To make things a little more familiar, let’s rewrite (6) to look more like the one presented in the DDPM paper.

\[\begin{align} \log p(x) & \geq \mathbb{E}_q [\log p(x, h) - \log q(h \vert x)] \tag{6} \\ & \geq \mathbb{E}_q \left[ \log \frac{p(x, h)}{q(h \vert x)} \right] \tag{6-1} \\ \end{align}\]

It is not difficult to see that simply flipping sign on both sides results in an expression that closely resembles (8). We also see a one-to-one correspondence between the variables used in this post and the ones in the paper. Namely, $\mathbf{x_0}$ corresponds to $x$, the ground-truth data, and $\mathbf{x}_t$ is the hidden representations of the model.

DDPMs work by starting out with some GT data $\mathbf{x}_0$, then gradually adding Gaussian noise through a Markov chain process. This gradually “breaks” signals originally present in the data, and send the ground truth data to an approximately isotropic distribution. This process is illustrated below. The figure was taken from the author’s website.

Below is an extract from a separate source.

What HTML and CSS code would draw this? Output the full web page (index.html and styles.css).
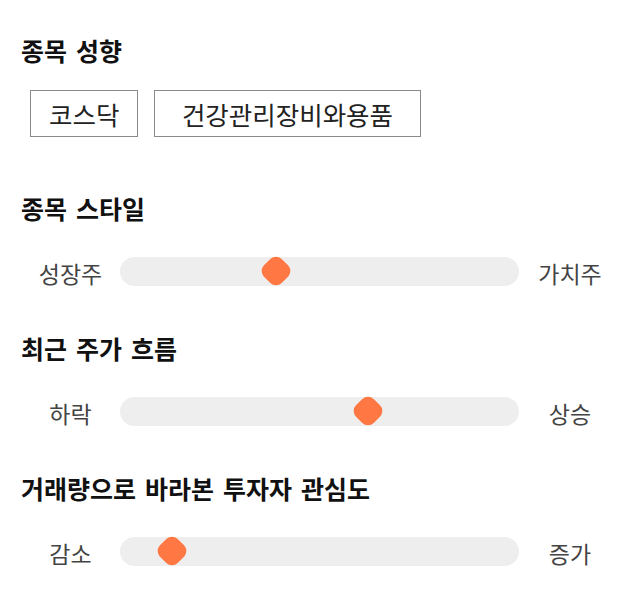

A neural network is then trained to reverse this Markov chain process by recovering the original signal from the noise. The overall intuition is, in some sense, similar to that of GANs or VAEs, where a network learns to map latent dimensions to the data distribution. An obvious difference is that DDPMs iteratively recover the data, whereas GAN generators usually go directly to the data distribution. The slicing and summation notation in (9) exists precisely due to this iterative nature of the DDPM generative process.

Conclusion

Topics like ELBO and KL divergence are one of those concepts that I always think I understand, but do not in reality. The mathematical details underlying those concepts are always intriguing to look at.

While this post in no way covers the entirety of the topic, I hope this will lay a solid foundation for those who want to better understand the mathematics behind latent variable models, such as variational autoencoders, DDPMs and the likes. Personally, I am starting to discover a newfound fascination for DDPMs, and hope to write more about them in the near future.

I hope you enjoyed reading this post. Catch you up in the next one!